Axios did note that progressives are not alone in creating deceptively partisan news sites. “The vast majority of the [partisan] sites observed are backed by Metric Media, a conservative network traced back to media entrepreneur Brian Timpone, who has links to conservative donors,” reports Axios. “Most of the Metric Media sites don’t include much information about the sites’ funders or management. The stories typically lack bylines and many are outdated or marked as ‘press release submissions.’” Though Metric Media tries to fly under the radar, it was the subject of a critical New York Times investigation in 2020.
By contrast, McGowan has been the subject of numerous media profiles in glossy magazines that flirt with promoting her work. Fast Company praised her as the “Democratic operative who beat Trump” and declared that boosting deceptively labeled news in front of voters is “an idea that will outlive Courier, despite the criticism.”

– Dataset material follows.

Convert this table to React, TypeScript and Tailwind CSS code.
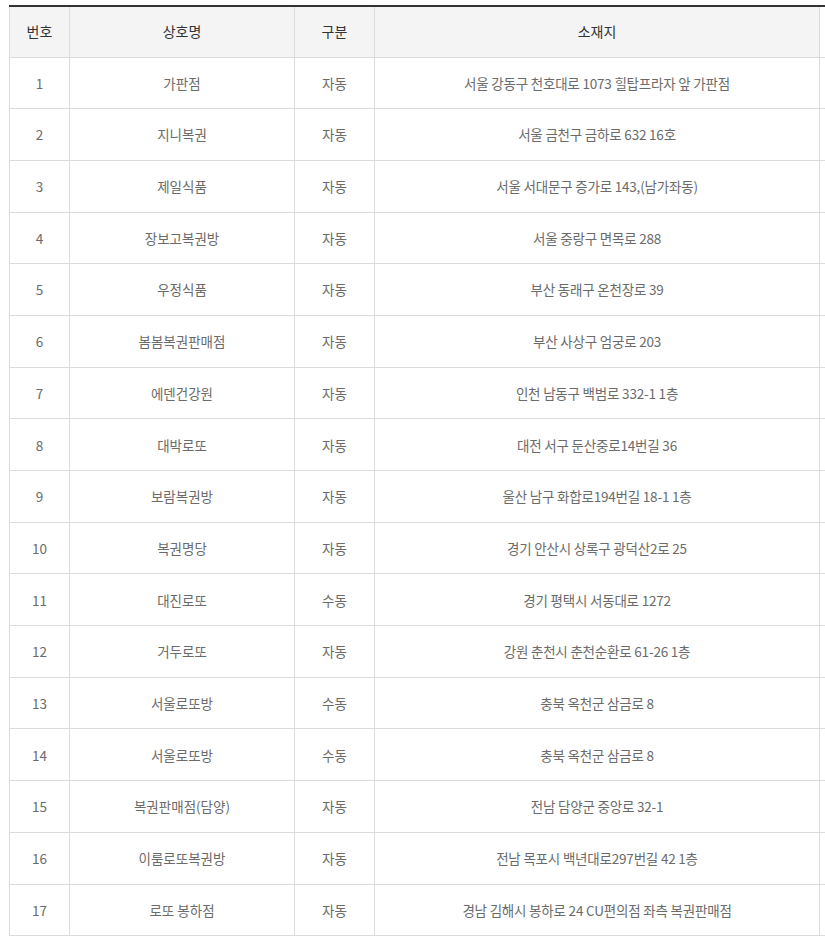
const ROWS: [string, string, string][] = [
  ['가판점', '자동', '서울 강동구 천호대로 1073 힐탑프라자 앞 가판점'],
  ['지니복권', '자동', '서울 금천구 금하로 632 16호'],
  ['제일식품', '자동', '서울 서대문구 증가로 143,(남가좌동)'],
  ['장보고복권방', '자동', '서울 중랑구 면목로 288'],
  ['우정식품', '자동', '부산 동래구 온천장로 39'],
  ['봄봄복권판매점', '자동', '부산 사상구 엄궁로 203'],
  ['에덴건강원', '자동', '인천 남동구 백범로 332-1 1층'],
  ['대박로또', '자동', '대전 서구 둔산중로14번길 36'],
  ['보람복권방', '자동', '울산 남구 화합로194번길 18-1 1층'],
  ['복권명당', '자동', '경기 안산시 상록구 광덕산2로 25'],
  ['대진로또', '수동', '경기 평택시 서동대로 1272'],
  ['거두로또', '자동', '강원 춘천시 춘천순환로 61-26 1층'],
  ['서울로또방', '수동', '충북 옥천군 삼금로 8'],
  ['서울로또방', '수동', '충북 옥천군 삼금로 8'],
  ['복권판매점(담양)', '자동', '전남 담양군 중앙로 32-1'],
  ['이룸로또복권방', '자동', '전남 목포시 백년대로297번길 42 1층'],
  ['로또 봉하점', '자동', '경남 김해시 봉하로 24 CU편의점 좌측 복권판매점'],
]

const cell = 'border border-[#dcdcdc] text-center align-middle'

export default function App() {
  return (
    <div className="w-[825px] h-[942px] overflow-hidden bg-white pt-[5px] pl-[9px] font-['Noto_Sans_CJK_KR','Noto_Sans',sans-serif] text-[14px]">
      <table className="w-[830px] table-fixed border-collapse border-t-2 border-t-[#333]">
        <colgroup>
          <col className="w-[60px]" />
          <col className="w-[225px]" />
          <col className="w-[80px]" />
          <col className="w-[445px]" />
          <col className="w-[20px]" />
        </colgroup>
        <thead>
          <tr className="h-[51px]">
            <th className={`${cell} bg-[#f4f4f4] font-normal text-[#333]`}>번호</th>
            <th className={`${cell} bg-[#f4f4f4] font-normal text-[#333]`}>상호명</th>
            <th className={`${cell} bg-[#f4f4f4] font-normal text-[#333]`}>구분</th>
            <th className={`${cell} bg-[#f4f4f4] font-normal text-[#333]`}>소재지</th>
            <th className="border-b border-[#dcdcdc]"></th>
          </tr>
        </thead>
        <tbody>
          {ROWS.map(([name, kind, addr], i) => (
            <tr key={i} className="h-[51.7px] text-[#6b6b6b] text-[13.5px]">
              <td className={cell}>{i + 1}</td>
              <td className={cell}>{name}</td>
              <td className={cell}>{kind}</td>
              <td className={`${cell} tracking-[-0.2px]`}>{addr}</td>
              <td className="border-b border-[#dcdcdc]"></td>
            </tr>
          ))}
        </tbody>
      </table>
    </div>
  )
}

That was written four years ago, and it appears Courier’s pioneering work in using deceptively branded news to influence elections has proven stubbornly influential. As recently as July 7, Semafor reported that Democratic super-lawyer Marc Elias — famous for his significant role in paying for the “Steele Dossier,” which launched thousands of erroneous media reports claiming President Trump was compromised by the Russian government — was fighting off attempts by Arizona regulators to require a pro-abortion news site run by a Democratic front group to be subject to campaign finance laws. It appears partisan sites masquerading as journalism are going to be part of American elections for the foreseeable future.